++++ DATA SEGMENT

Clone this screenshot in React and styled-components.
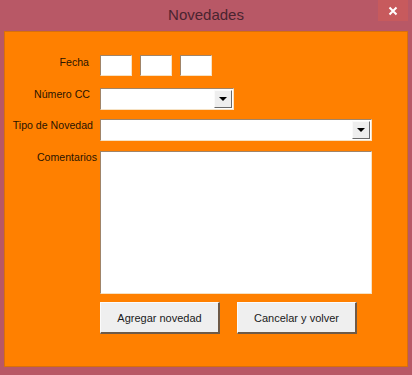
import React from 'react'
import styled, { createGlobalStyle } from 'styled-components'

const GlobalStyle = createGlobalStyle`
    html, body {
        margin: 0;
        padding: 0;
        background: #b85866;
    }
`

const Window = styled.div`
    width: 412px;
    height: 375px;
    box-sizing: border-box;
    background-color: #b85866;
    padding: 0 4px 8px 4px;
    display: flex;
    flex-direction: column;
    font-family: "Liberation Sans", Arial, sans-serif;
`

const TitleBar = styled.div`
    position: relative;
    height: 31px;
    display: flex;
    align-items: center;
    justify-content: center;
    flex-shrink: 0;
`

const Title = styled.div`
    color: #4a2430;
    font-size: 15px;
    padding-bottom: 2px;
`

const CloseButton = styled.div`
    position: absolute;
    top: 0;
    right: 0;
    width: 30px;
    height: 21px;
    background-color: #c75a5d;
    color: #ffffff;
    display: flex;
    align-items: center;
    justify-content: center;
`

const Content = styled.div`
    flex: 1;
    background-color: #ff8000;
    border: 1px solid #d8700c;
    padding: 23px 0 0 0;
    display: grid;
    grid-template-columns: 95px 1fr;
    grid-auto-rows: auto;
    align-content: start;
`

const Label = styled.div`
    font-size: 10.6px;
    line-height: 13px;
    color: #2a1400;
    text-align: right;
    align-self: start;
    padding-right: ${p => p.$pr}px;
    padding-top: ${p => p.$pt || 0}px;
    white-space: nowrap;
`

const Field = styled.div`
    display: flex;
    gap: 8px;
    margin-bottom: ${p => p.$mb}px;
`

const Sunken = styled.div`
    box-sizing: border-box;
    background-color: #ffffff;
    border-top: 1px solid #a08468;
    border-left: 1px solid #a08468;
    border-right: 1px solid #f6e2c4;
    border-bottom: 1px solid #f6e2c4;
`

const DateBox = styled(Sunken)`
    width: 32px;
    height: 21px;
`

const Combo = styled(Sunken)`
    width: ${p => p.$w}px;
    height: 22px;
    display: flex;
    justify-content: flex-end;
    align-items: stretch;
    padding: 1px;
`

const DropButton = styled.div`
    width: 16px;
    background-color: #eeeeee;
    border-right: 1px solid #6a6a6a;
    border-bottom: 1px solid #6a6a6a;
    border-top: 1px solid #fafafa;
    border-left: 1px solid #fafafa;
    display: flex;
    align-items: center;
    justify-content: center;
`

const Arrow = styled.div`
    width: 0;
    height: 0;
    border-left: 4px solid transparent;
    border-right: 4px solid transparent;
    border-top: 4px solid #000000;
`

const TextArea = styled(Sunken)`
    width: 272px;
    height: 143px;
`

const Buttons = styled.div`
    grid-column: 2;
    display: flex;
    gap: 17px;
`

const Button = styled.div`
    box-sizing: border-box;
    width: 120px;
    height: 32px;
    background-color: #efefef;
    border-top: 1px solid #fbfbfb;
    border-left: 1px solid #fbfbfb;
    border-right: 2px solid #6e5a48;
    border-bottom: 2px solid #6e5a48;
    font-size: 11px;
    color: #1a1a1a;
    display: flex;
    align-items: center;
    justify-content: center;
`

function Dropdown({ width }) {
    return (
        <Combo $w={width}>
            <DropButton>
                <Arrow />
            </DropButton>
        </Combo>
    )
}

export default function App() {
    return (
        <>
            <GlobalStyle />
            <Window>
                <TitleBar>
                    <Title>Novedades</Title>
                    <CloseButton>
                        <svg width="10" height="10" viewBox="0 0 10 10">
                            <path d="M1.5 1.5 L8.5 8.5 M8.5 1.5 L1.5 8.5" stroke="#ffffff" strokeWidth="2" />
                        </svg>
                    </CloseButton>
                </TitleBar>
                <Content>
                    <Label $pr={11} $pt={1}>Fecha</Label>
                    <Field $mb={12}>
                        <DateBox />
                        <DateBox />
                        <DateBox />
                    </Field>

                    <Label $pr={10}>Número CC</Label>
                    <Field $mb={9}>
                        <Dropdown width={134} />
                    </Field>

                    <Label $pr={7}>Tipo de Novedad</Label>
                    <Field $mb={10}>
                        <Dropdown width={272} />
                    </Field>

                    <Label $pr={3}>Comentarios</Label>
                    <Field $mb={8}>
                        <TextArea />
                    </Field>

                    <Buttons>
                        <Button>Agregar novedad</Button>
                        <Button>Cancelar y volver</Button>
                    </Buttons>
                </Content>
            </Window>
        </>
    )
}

++++++++

DIRECTIVE ▸ Pick each line holding the word "React" out of the listing.

RESULT ▸
Clone this screenshot in React and styled-components.
import React from 'react'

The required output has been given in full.